Step through the edges below and watch the components form.

One pass through the edge list. No recursion, no visited arrays, no stack management. Each union is nearly constant time.

Putting it to work: minimum spanning trees

Kruskal's algorithm builds a minimum spanning tree by processing edges in order of weight. For each edge, it asks: are the endpoints already connected? If not, add the edge and merge the components.

That "are they connected?" check is exactly what disjoint sets do. Without them, you'd need a graph traversal for every edge. With them, it's a single find comparison.

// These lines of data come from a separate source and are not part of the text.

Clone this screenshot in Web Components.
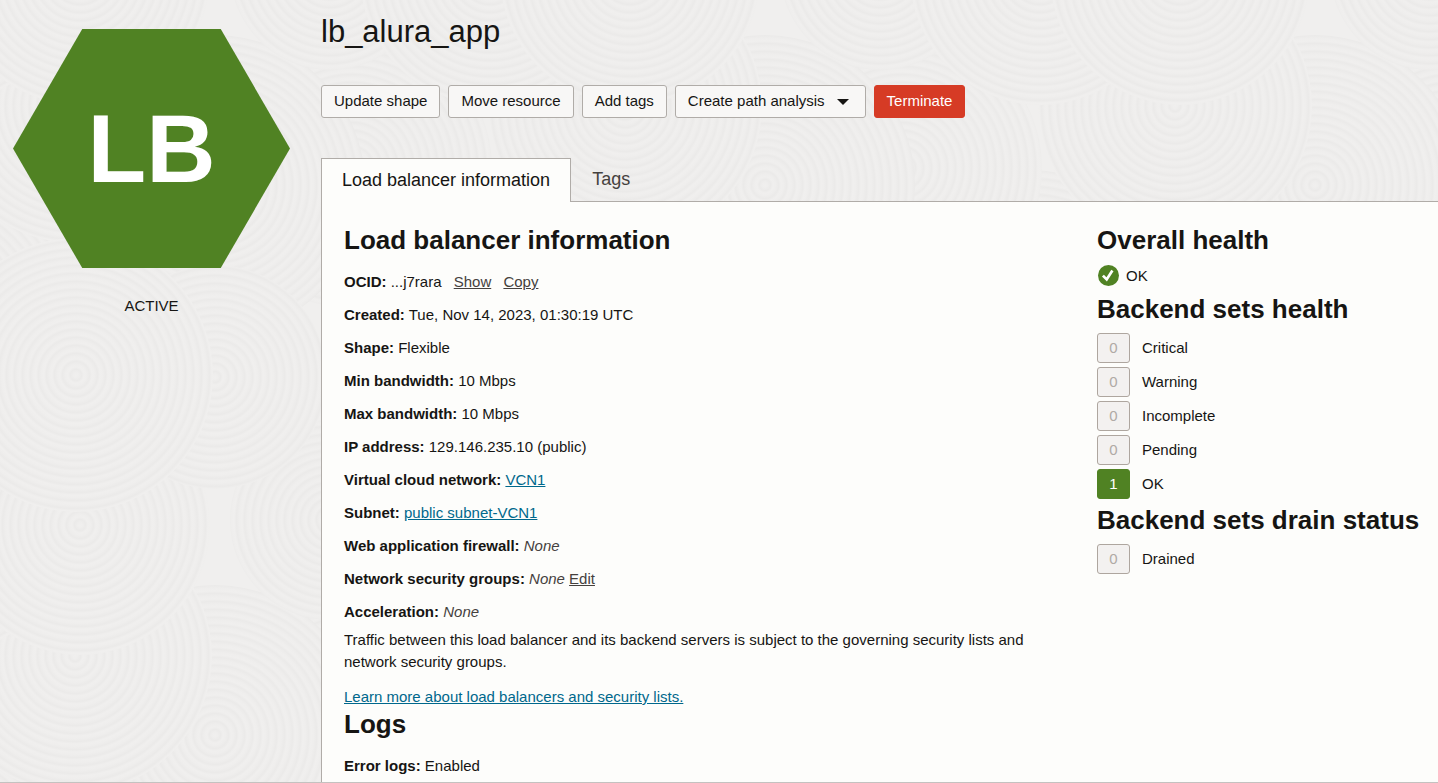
<!DOCTYPE html>
<html lang="en">
<head>
<meta charset="utf-8">
<meta name="viewport" content="width=device-width, initial-scale=1">
<title>lb_alura_app</title>
<style>
  html, body { margin: 0; }
  body {
    font: 15px/22px "Liberation Sans", Arial, sans-serif;
    color: #161513;
    background: #f0efee;
    --ink-soft: #45413e;
    --link: #00688c;
    --ok: #508223;
    --danger: #d63b25;
    --line: #b0aca8;
    --surface: #fdfdfb;
  }
</style>
</head>
<body>
<lb-page>
  <status-hexagon slot="side" code="LB">ACTIVE</status-hexagon>
  <span slot="title">lb_alura_app</span>
  <action-button slot="actions">Update shape</action-button>
  <action-button slot="actions">Move resource</action-button>
  <action-button slot="actions">Add tags</action-button>
  <action-button slot="actions" menu>Create path analysis</action-button>
  <action-button slot="actions" danger>Terminate</action-button>
  <page-tab slot="tabs" selected>Load balancer information</page-tab>
  <page-tab slot="tabs">Tags</page-tab>

  <info-section slot="info" heading="Load balancer information">
    <fact-row label="OCID:">...j7rara <text-link plain spaced>Show</text-link><text-link plain spaced>Copy</text-link></fact-row>
    <fact-row label="Created:">Tue, Nov 14, 2023, 01:30:19 UTC</fact-row>
    <fact-row label="Shape:">Flexible</fact-row>
    <fact-row label="Min bandwidth:">10 Mbps</fact-row>
    <fact-row label="Max bandwidth:">10 Mbps</fact-row>
    <fact-row label="IP address:">129.146.235.10 (public)</fact-row>
    <fact-row label="Virtual cloud network:"><text-link>VCN1</text-link></fact-row>
    <fact-row label="Subnet:"><text-link>public subnet-VCN1</text-link></fact-row>
    <fact-row label="Web application firewall:"><empty-value></empty-value></fact-row>
    <fact-row label="Network security groups:"><empty-value></empty-value> <text-link plain>Edit</text-link></fact-row>
    <fact-row label="Acceleration:"><empty-value></empty-value></fact-row>
    <info-note>Traffic between this load balancer and its backend servers is subject to the governing security lists and network security groups.
      <text-link slot="more">Learn more about load balancers and security lists.</text-link>
    </info-note>
  </info-section>
  <info-section slot="info" heading="Logs">
    <fact-row label="Error logs:">Enabled</fact-row>
  </info-section>

  <health-section slot="health" heading="Overall health">
    <health-status>OK</health-status>
  </health-section>
  <health-section slot="health" heading="Backend sets health">
    <health-count count="0">Critical</health-count>
    <health-count count="0">Warning</health-count>
    <health-count count="0">Incomplete</health-count>
    <health-count count="0">Pending</health-count>
    <health-count count="1" ok>OK</health-count>
  </health-section>
  <health-section slot="health" heading="Backend sets drain status">
    <health-count count="0">Drained</health-count>
  </health-section>
</lb-page>

<script>
  const define = (name, render) => customElements.define(name, class extends HTMLElement {
    constructor() {
      super();
      this.attachShadow({ mode: 'open' });
    }
    connectedCallback() {
      this.shadowRoot.innerHTML = render(this);
    }
  });

  const headingStyle = 'h2 { margin: 0; font-size: 26px; line-height: 32px; font-weight: bold; }';

  // Repeating sand-garden texture: overlapping discs filled with concentric rings.
  define('ripple-backdrop', () => {
    const tile = 550;
    const discs = [
      [480, 320, 150], [352, 168, 140], [215, 185, 150], [75, 106, 137],
      [330, 520, 100], [490, 525, 130], [80, 525, 130], [215, 377, 112],
      [76, 375, 137]
    ];
    const shifts = [-tile, 0, tile];
    const shapes = discs.map(([x, y, r]) =>
      shifts.map(dx => shifts.map(dy =>
        `<circle r="${r}" fill="url(#rings)" transform="translate(${x + dx} ${y + dy})"/>`
      ).join('')).join('')).join('');
    return `
      <style>
        :host { position: absolute; inset: 0; z-index: -1; }
        svg { display: block; width: 100%; height: 100%; }
      </style>
      <svg aria-hidden="true">
        <defs>
          <radialGradient id="rings" gradientUnits="userSpaceOnUse" cx="0" cy="0" r="8" spreadMethod="repeat">
            <stop offset="0" stop-color="#f0efee"/>
            <stop offset=".3" stop-color="#efeeed"/>
            <stop offset=".7" stop-color="#ebeae9"/>
            <stop offset="1" stop-color="#f0efee"/>
          </radialGradient>
          <pattern id="tile" width="${tile}" height="${tile}" patternUnits="userSpaceOnUse">${shapes}</pattern>
        </defs>
        <rect width="100%" height="100%" fill="url(#tile)"/>
      </svg>`;
  });

  define('lb-page', () => `
    <style>
      :host {
        display: grid; grid-template-columns: 321px minmax(0, 1fr);
        position: relative; z-index: 0; box-sizing: border-box;
        min-height: 100vh; overflow: hidden; border-bottom: 1px solid #c4c2c0;
      }
      aside { padding: 29px 31px 0 13px; }
      main { display: flex; flex-direction: column; padding-top: 14px; }
      h1 { margin: 0 0 35px; font-size: 31px; line-height: 36px; font-weight: normal; }
      .actions { display: flex; flex-wrap: wrap; gap: 8px; margin-bottom: 40px; }
      .tabs { display: flex; position: relative; z-index: 1; }
      .panel {
        flex: 1; display: grid; grid-template-columns: minmax(0, 1fr) 341px; column-gap: 36px;
        margin-top: -1px; padding: 22px 0 0 22px;
        background: var(--surface); border: 1px solid var(--line); border-width: 1px 0 0 1px;
      }
    </style>
    <ripple-backdrop></ripple-backdrop>
    <aside><slot name="side"></slot></aside>
    <main>
      <h1><slot name="title"></slot></h1>
      <div class="actions"><slot name="actions"></slot></div>
      <div class="tabs" role="tablist"><slot name="tabs"></slot></div>
      <div class="panel">
        <div><slot name="info"></slot></div>
        <div><slot name="health"></slot></div>
      </div>
    </main>`);

  define('status-hexagon', el => `
    <style>
      :host { display: block; text-align: center; }
      .shape {
        display: grid; place-items: center; height: 239px;
        font-size: 96px; line-height: 110px; font-weight: bold; color: #fff;
        background: var(--ok);
        clip-path: polygon(25% 0, 75% 0, 100% 50%, 75% 100%, 25% 100%, 0 50%);
      }
      p { margin: 27px 0 0; }
    </style>
    <div class="shape"><span>${el.getAttribute('code')}</span></div>
    <p><slot></slot></p>`);

  define('action-button', el => `
    <style>
      :host { display: block; }
      button {
        display: flex; align-items: center; height: 33px; padding: 0 12px 2px;
        font: inherit; color: inherit; white-space: nowrap;
        background: #f8f7f6; border: 1px solid var(--line); border-radius: 3px;
      }
      :host([danger]) button { color: #fff; background: var(--danger); border-color: var(--danger); }
      svg { margin: 2px 4px 0 12px; }
    </style>
    <button type="button"><slot></slot>${el.hasAttribute('menu')
      ? '<svg width="12" height="6" viewBox="0 0 12 6" aria-hidden="true"><path d="M0 0h12L6 6z" fill="#161513"/></svg>' : ''}</button>`);

  define('page-tab', el => `
    <style>
      :host { display: block; }
      button {
        height: 43px; padding: 0 20px 2px; border: 1px solid transparent; border-bottom: 0;
        font: inherit; font-size: 18px; color: var(--ink-soft); background: none;
      }
      :host([selected]) button {
        height: 44px; color: #161513; background: var(--surface); border-color: var(--line);
      }
    </style>
    <button type="button" role="tab" aria-selected="${el.hasAttribute('selected')}"><slot></slot></button>`);

  define('info-section', el => `
    <style>
      :host { display: block; }
      ${headingStyle}
      h2 { margin-bottom: 9px; }
    </style>
    <h2>${el.getAttribute('heading')}</h2><slot></slot>`);

  define('fact-row', el => `
    <style>:host { display: block; line-height: 33px; }</style>
    <b>${el.getAttribute('label')}</b> <slot></slot>`);

  define('text-link', () => `
    <style>
      a { color: var(--link); text-decoration: underline; }
      :host([plain]) a { color: var(--ink-soft); }
      :host([spaced]) { margin-left: 8px; }
    </style><a href="#"><slot></slot></a>`);

  define('empty-value', () => `
    <style>i { color: var(--ink-soft); }</style><i>None</i>`);

  define('info-note', () => `
    <style>
      :host { display: block; }
      p { margin: 0; padding: 1px 0 13px; }
      div { line-height: 22px; }
    </style>
    <p><slot></slot></p><div><slot name="more"></slot></div>`);

  define('health-section', el => `
    <style>
      :host { display: block; margin-bottom: 5px; }
      ${headingStyle}
      h2 { margin-bottom: 8px; }
      div { display: grid; gap: 4px; }
    </style>
    <h2>${el.getAttribute('heading')}</h2><div><slot></slot></div>`);

  define('health-status', () => `
    <style>:host { display: flex; align-items: center; gap: 7px; height: 24px; }</style>
    <svg width="22" height="22" viewBox="0 0 22 22" aria-hidden="true">
      <circle cx="11.5" cy="10.5" r="10.5" fill="#508223"/>
      <path d="M5.9 10.6l3.8 3.8L15.4 5.6" fill="none" stroke="#fff" stroke-width="2.7"/>
    </svg>
    <span><slot></slot></span>`);

  define('health-count', el => `
    <style>
      :host { display: flex; align-items: center; gap: 12px; height: 30px; }
      span {
        box-sizing: border-box; width: 33px; height: 30px; line-height: 28px; text-align: center;
        color: #b0aaa5; background: #f3f1f0; border: 1px solid #aea69f; border-radius: 3px;
      }
      :host([ok]) span { color: #fff; background: var(--ok); border-color: var(--ok); }
    </style>
    <span>${el.getAttribute('count')}</span><div><slot></slot></div>`);
</script>
</body>
</html>
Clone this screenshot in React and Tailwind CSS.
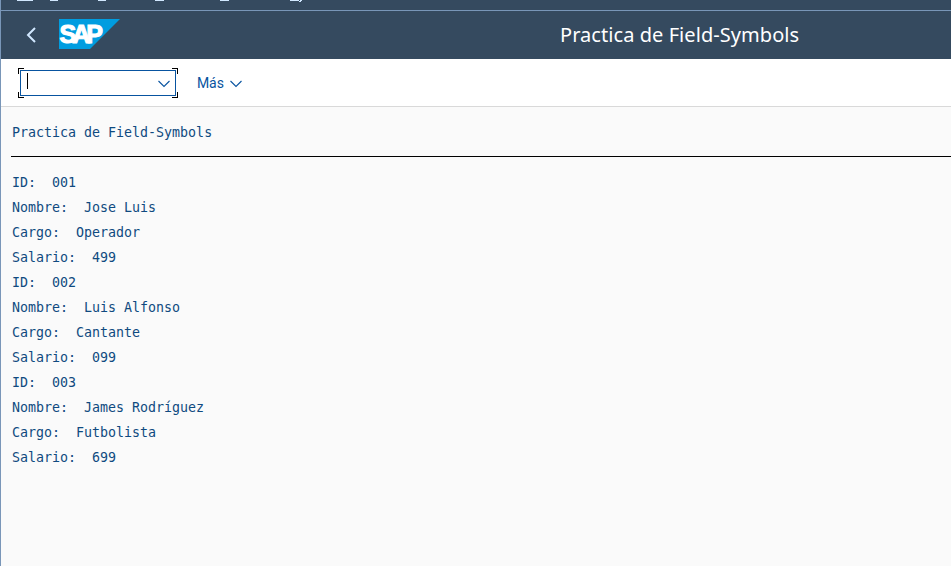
const records = [
  { id: '001', nombre: 'Jose Luis', cargo: 'Operador', salario: '499' },
  { id: '002', nombre: 'Luis Alfonso', cargo: 'Cantante', salario: '099' },
  { id: '003', nombre: 'James Rodríguez', cargo: 'Futbolista', salario: '699' },
];

function Line({ label, value }) {
  return <div className="h-[25px] whitespace-pre">{label + ':  ' + value}</div>;
}

function Corner({ className }) {
  return <span className={'absolute h-[6px] w-[6px] border-black ' + className} />;
}

function Chevron({ width, className }) {
  return (
    <svg width={width} height="8" viewBox="0 0 12 8" fill="none" stroke="currentColor" strokeWidth="1.1" preserveAspectRatio="none" className={className}>
      <path d="M.5 1 6 6.500 11.500 1" />
    </svg>
  );
}

// Bottom edge of the window's menu strip: the access-key underlines.
function MenuStrip() {
  return (
    <div className="flex h-[10px] items-start overflow-hidden pl-4">
      <span className="h-px w-4 bg-[#d1e8ff]" />
      <span className="ml-[17px] h-px w-2 bg-[#d1e8ff]" />
      <span className="ml-10 h-px w-2 bg-[#d1e8ff]" />
      <span className="ml-[49px] h-px w-[9px] bg-[#d1e8ff]" />
      <span className="ml-[56px] h-px w-[9px] bg-[#d1e8ff]" />
      <span className="ml-[61px] h-px w-[9px] bg-[#d1e8ff]" />
      <svg width="4" height="2" viewBox="0 0 4 2" fill="#d1e8ff"><path d="M1 0h2v1H2v1H0V1h1z" /></svg>
    </div>
  );
}

export default function App() {
  return (
    <div className="flex h-[566px] w-[951px] flex-col overflow-hidden border-l border-[#7996b8] bg-[#fafafa]">
      <div className="bg-[#354a5f]">
        <MenuStrip />
        <header className="flex h-[49px] items-center border-t border-[#7996b8] pl-[25px] text-white">
          <svg width="11" height="16" viewBox="0 0 11 16" fill="none" stroke="#d1e8ff" strokeWidth="2">
            <path d="M9 1 2 8l7 7" />
          </svg>
          <svg width="62" height="30" viewBox="0 0 62 30" className="mb-[2px] ml-[22px] shrink-0">
            <path d="M0 0h61L31 30H0z" fill="#009de0" />
            <text x=".5" y="23.500" fill="#fff" stroke="#fff" strokeWidth="1.1" fontFamily="Liberation Sans, sans-serif" fontWeight="700" fontSize="25" letterSpacing="-4">SAP</text>
          </svg>
          <h1 className="ml-[439px] whitespace-nowrap font-['Noto_Sans',sans-serif] text-[20px] leading-6 tracking-[0.060px]">Practica de Field-Symbols</h1>
        </header>
      </div>
      <div className="flex h-12 items-center border-b border-[#d9d9d9] bg-white pl-[17px] text-[#0854a0]">
        <div className="relative h-[30px] w-[160px] p-[2px]">
          <Corner className="left-0 top-0 border-l border-t" />
          <Corner className="right-0 top-0 border-r border-t" />
          <Corner className="bottom-0 left-0 border-b border-l" />
          <Corner className="bottom-0 right-0 border-b border-r" />
          <div className="flex h-[26px] items-center justify-between border border-[#0854a0] pl-[6px] pr-[5px]">
            <span className="mb-1 h-4 w-px bg-black" />
            <Chevron width="12" className="mt-[3px]" />
          </div>
        </div>
        <button className="ml-[19px] flex items-center font-['Roboto',sans-serif] text-[14px] tracking-[-0.1px]">
          <span className="w-[26px] pt-[2px]">Más</span>
          <Chevron width="12" className="ml-[7px] mt-[3px]" />
        </button>
      </div>
      <main className="pl-[10px] font-['DejaVu_Sans_Mono',monospace] text-[13.300px] leading-[25px] text-[#0f4a80]">
        <div className="h-[49px] border-b border-transparent pl-px pt-[13px]">Practica de Field-Symbols</div>
        <div className="h-px bg-black" />
        <div className="pl-px pt-[13px]">
          {records.map((r) => (
            <div key={r.id}>
              <Line label="ID" value={r.id} />
              <Line label="Nombre" value={r.nombre} />
              <Line label="Cargo" value={r.cargo} />
              <Line label="Salario" value={r.salario} />
            </div>
          ))}
        </div>
      </main>
    </div>
  );
}
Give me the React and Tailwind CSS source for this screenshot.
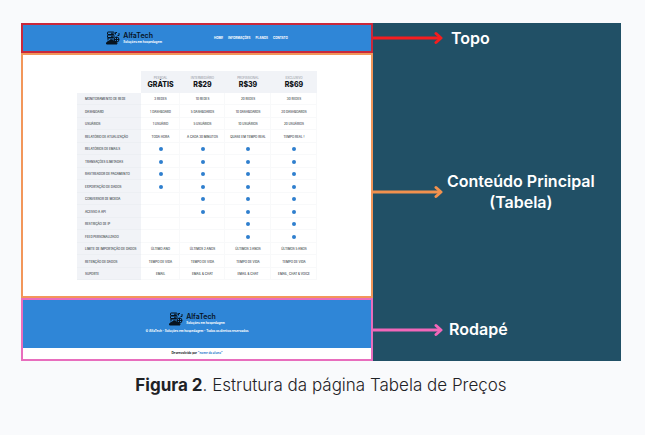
import React from "react";

const plans = [
  { tag: "PESSOAL", price: "GRÁTIS" },
  { tag: "INTERMEDIÁRIO", price: "R$29" },
  { tag: "PROFISSIONAL", price: "R$39" },
  { tag: "EXCLUSIVO", price: "R$69" },
];

const rows = [
  ["MONITORAMENTO DE REDE", "3 REDES", "10 REDES", "20 REDES", "30 REDES"],
  ["DASHBOARD", "1 DASHBOARD", "5 DASHBOARDS", "10 DASHBOARDS", "20 DASHBOARDS"],
  ["USUÁRIOS", "1 USUÁRIO", "5 USUÁRIOS", "10 USUÁRIOS", "20 USUÁRIOS"],
  ["RELATÓRIO DE ATUALIZAÇÃO", "TODA HORA", "A CADA 30 MINUTOS", "QUASE EM TEMPO REAL", "TEMPO REAL !"],
  ["RELATÓRIOS DE EMAILS", true, true, true, true],
  ["TRANSAÇÕES ILIMITADAS", true, true, true, true],
  ["RASTREADOR DE PAGAMENTO", true, true, true, true],
  ["EXPORTAÇÃO DE DADOS", true, true, true, true],
  ["CONVERSOR DE MOEDA", false, true, true, true],
  ["ACESSO A API", false, true, true, true],
  ["RESTRIÇÃO DE IP", false, false, true, true],
  ["FEED PERSONALIZADO", false, false, true, true],
  ["LIMITE DE IMPORTAÇÃO DE DADOS", "ÚLTIMO ANO", "ÚLTIMOS 2 ANOS", "ÚLTIMOS 3 ANOS", "ÚLTIMOS 5 ANOS"],
  ["RETENÇÃO DE DADOS", "TEMPO DE VIDA", "TEMPO DE VIDA", "TEMPO DE VIDA", "TEMPO DE VIDA"],
  ["SUPORTE", "EMAIL", "EMAIL & CHAT", "EMAIL & CHAT", "EMAIL, CHAT & VOICE"],
];

function Logo() {
  return (
    <div className="flex items-center gap-[3px]">
      <svg viewBox="0 0 28 28" className="size-3.5 shrink-0" fill="none" stroke="#07131f" strokeWidth="2" aria-hidden="true">
        <rect x="3" y="2" width="13" height="5" rx="1" />
        <rect x="3" y="8" width="13" height="5" rx="1" />
        <path d="M3 14h12M4 14v5M19 7V3h3M23 9h3V4M10 4.500h4M10 10.500h4" />
        <circle cx="21" cy="17" r="5" />
        <path d="M16 17h10M21 12v10" />
        <path d="M1 26c0-4 2-5 5-5 1-4 7-5 9-1 4-1 7 2 7 6z" fill="#07131f" />
      </svg>
      <div className="flex flex-col">
        <strong className="text-[7px] leading-[8px] font-semibold text-[#07131f]">AlfaTech</strong>
        <span className="text-[3px] leading-[5px] font-bold text-white">Soluções em hospedagem</span>
      </div>
    </div>
  );
}

function Arrow() {
  return (
    <svg viewBox="0 0 70 14" className="h-3.5 w-[70px] shrink-0" fill="none" stroke="currentColor" strokeWidth="3" aria-hidden="true">
      <path d="M0 7H68" />
      <path d="M63 2.500L68 7L63 11.500" strokeLinecap="round" strokeLinejoin="round" />
    </svg>
  );
}

function PricingTable() {
  return (
    <table className="mx-auto w-[240px] table-fixed border-collapse text-center text-[3px] leading-[4px] text-[#333a42]">
      <colgroup>
        <col className="w-16" />
        <col className="w-[39px]" />
        <col className="w-[45px]" />
        <col className="w-[46px]" />
        <col className="w-[46px]" />
      </colgroup>
      <thead>
        <tr className="h-[22px]">
          <td />
          {plans.map((p) => (
            <th key={p.price} scope="col" className="bg-[#f1f3f7] p-0 align-middle">
              <span className="block font-normal text-[#8b9098]">{p.tag}</span>
              <span className="block text-[7px] leading-[9px] font-extrabold text-[#101318]">{p.price}</span>
            </th>
          ))}
        </tr>
      </thead>
      <tbody>
        {rows.map(([label, ...cells]) => (
          <tr key={label} className="odd:h-3 even:h-[13px]">
            <th scope="row" className="bg-[#f1f3f7] py-0 pr-0 pl-2 text-left font-medium whitespace-nowrap shadow-[inset_0_-1px_#eceff3]">
              {label}
            </th>
            {cells.map((c, i) => (
              <td key={i} className="p-0 font-medium whitespace-nowrap shadow-[inset_-1px_-1px_#f8f9fa]">
                {c === true ? (
                  <span role="img" aria-label="Incluído" className="mx-auto block size-1 rounded-full bg-[#2f7fce]" />
                ) : (
                  c || null
                )}
              </td>
            ))}
          </tr>
        ))}
      </tbody>
    </table>
  );
}

export default function App() {
  return (
    <main className="min-h-screen bg-[#f9fafc] py-[23px] pr-6 pl-[21px] font-['Inter','Liberation_Sans',sans-serif]">
      <figure>
        <div className="bg-[#215066] text-[16px] leading-[21px] font-semibold text-white">
          <section className="grid grid-cols-[352fr_248fr]">
            <header className="flex h-[30px] items-center justify-center gap-[52px] border-2 border-[#c9283b] bg-[#2f86d7]">
              <Logo />
              <nav className="flex gap-[5px] text-[3px] leading-[4px] font-bold">
                <a href="#home">HOME</a>
                <a href="#informacoes">INFORMAÇÕES</a>
                <a href="#planos">PLANOS</a>
                <a href="#contato">CONTATO</a>
              </nav>
            </header>
            <div className="flex items-center gap-2 text-[#f51d1f]">
              <Arrow />
              <p className="text-white">Topo</p>
            </div>
          </section>

          <section className="grid grid-cols-[352fr_248fr]">
            <div className="border-2 border-[#f2965a] bg-white py-4">
              <PricingTable />
            </div>
            <div className="flex items-center gap-1 pt-8 text-[#f2914e]">
              <Arrow />
              <p className="text-center whitespace-nowrap text-white">
                Conteúdo Principal
                <br />
                (Tabela)
              </p>
            </div>
          </section>

          <section className="grid grid-cols-[352fr_248fr]">
            <footer className="border-2 border-[#e86dbd] bg-white">
              <div className="flex h-12 flex-col items-center gap-[3px] bg-[#2f86d7] pt-3">
                <Logo />
                <p className="text-[3px] leading-[4px] font-bold">© AlfaTech - Soluções em hospedagem - Todos os direitos reservados</p>
              </div>
              <p className="py-[3px] text-center text-[3px] leading-[5px] font-bold text-[#16191d]">
                Desenvolvido por <a href="#aluno" className="text-[#2f7fce]">"nome do aluno"</a>
              </p>
            </footer>
            <div className="flex items-center gap-1.5 text-[#f267b9]">
              <Arrow />
              <p className="text-white">Rodapé</p>
            </div>
          </section>
        </div>
        <figcaption className="pt-[13px] text-center text-[17px] leading-[22px] font-light text-[#1f2226]">
          <b className="font-bold">Figura 2</b>. Estrutura da página Tabela de Preços
        </figcaption>
      </figure>
    </main>
  );
}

Notice step 4: the edge A-C is skipped because A and C are already in the same component. That cycle detection, checking whether two nodes share a root, is what makes Kruskal's algorithm efficient.

The implementation

The beauty of disjoint sets is how little code they require. Two arrays (parent and rank) and two functions (find and union). Path compression is a single extra line inside find. Union by rank is a three-way branch inside union.

class DisjointSet {
  parent = {}   // parent[x] = x's parent in the tree
  rank = {}     // rank[x] = approximate height of tree rooted at x

  find(x) {
    if (parent[x] != x) {
      parent[x] = find(parent[x])  // path compression
    }
    return parent[x]
  }

  union(x, y) {
    root_x = find(x)
    root_y = find(y)
    if (root_x == root_y) return  // already in same group

    // union by rank: shorter tree points to taller tree
    if (rank[root_x] < rank[root_y]) {
      parent[root_x] = root_y
    } else if (rank[root_x] > rank[root_y]) {
      parent[root_y] = root_x
    } else {
      parent[root_y] = root_x
      rank[root_x] += 1
    }
  }

  connected(x, y) {
    return find(x) == find(y)
  }
}

No rotations, no rebalancing logic, no complex invariants. The recursive find with path compression and the rank comparison in union are the entire optimization.

One limitation worth noting: disjoint sets only merge groups. They never split them. If you need to remove an element from a group or divide a group in two, you need a different data structure. But for the pattern of "start separate, merge on connection, query membership," nothing is faster.